Posted by: Loren Coleman on December 22nd, 2008
French cryptozoologist Michel Raynal passes along word on a new book of some interest to hominologists and others about a fake produced during a time reflective of today. It details the investigation involving the so-called Ameranthropoides loysi.
I posted earlier about the curious link between this year (2008) of so many hoaxes, and the strange similar nature of the events of 1929. The media hype in 1929 about the Ameranthropoid is comparative to that of the Georgia body from this summer.
The manuscript by Bernardo Urbani and Ángel L. Viloria (LibrosEnRed, 2008) can be found online here.

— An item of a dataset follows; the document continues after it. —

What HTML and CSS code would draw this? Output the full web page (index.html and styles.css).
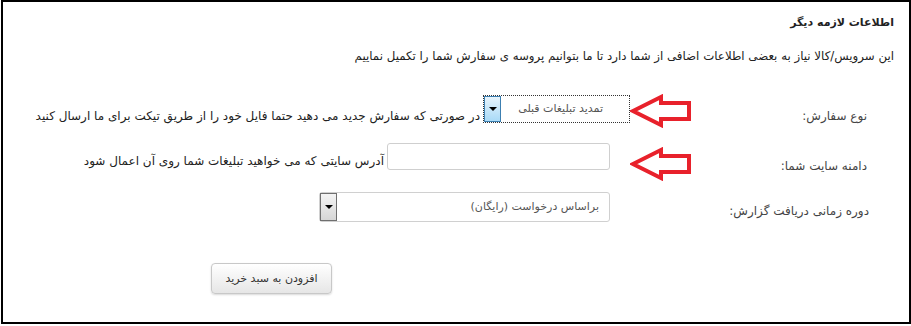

Here are the details on the volume:
Ameranthropoides loysi Montandon 1929: The History of a Primatological Fraud reviews the information published on the controversy of the discovery of an alleged Neotropical anthropoid ape, that resulted in one of the most notorious scientific frauds of the 20th Century. Such finding supposedly occurred either in 1917 or 1918 while oil prospecting in the forests of the Tarra River region, located in the southwestern part of Lake Maracaibo, Zulia state, Venezuela. This case was as much discussed as it was unresolved. Detailed analysis of the archival sources suggested that the naming of such a primate was a fraud orchestrated by the Swiss physician George Montandon and de Loys himself, resulting in one of the most notorious scientific frauds of the 20th Century. This investigation provides previously unpublished information about this case whose development seems to be resolved in Venezuela, through the account of a third witness, the Venezuelan physician Enrique Tejera.
Black Friday, 1929.
The media hype in 1929 about the Ameranthropoid is comparative to that of the Georgia Bigfoot body hoax from this summer (both occurring right before Stock Market crashes).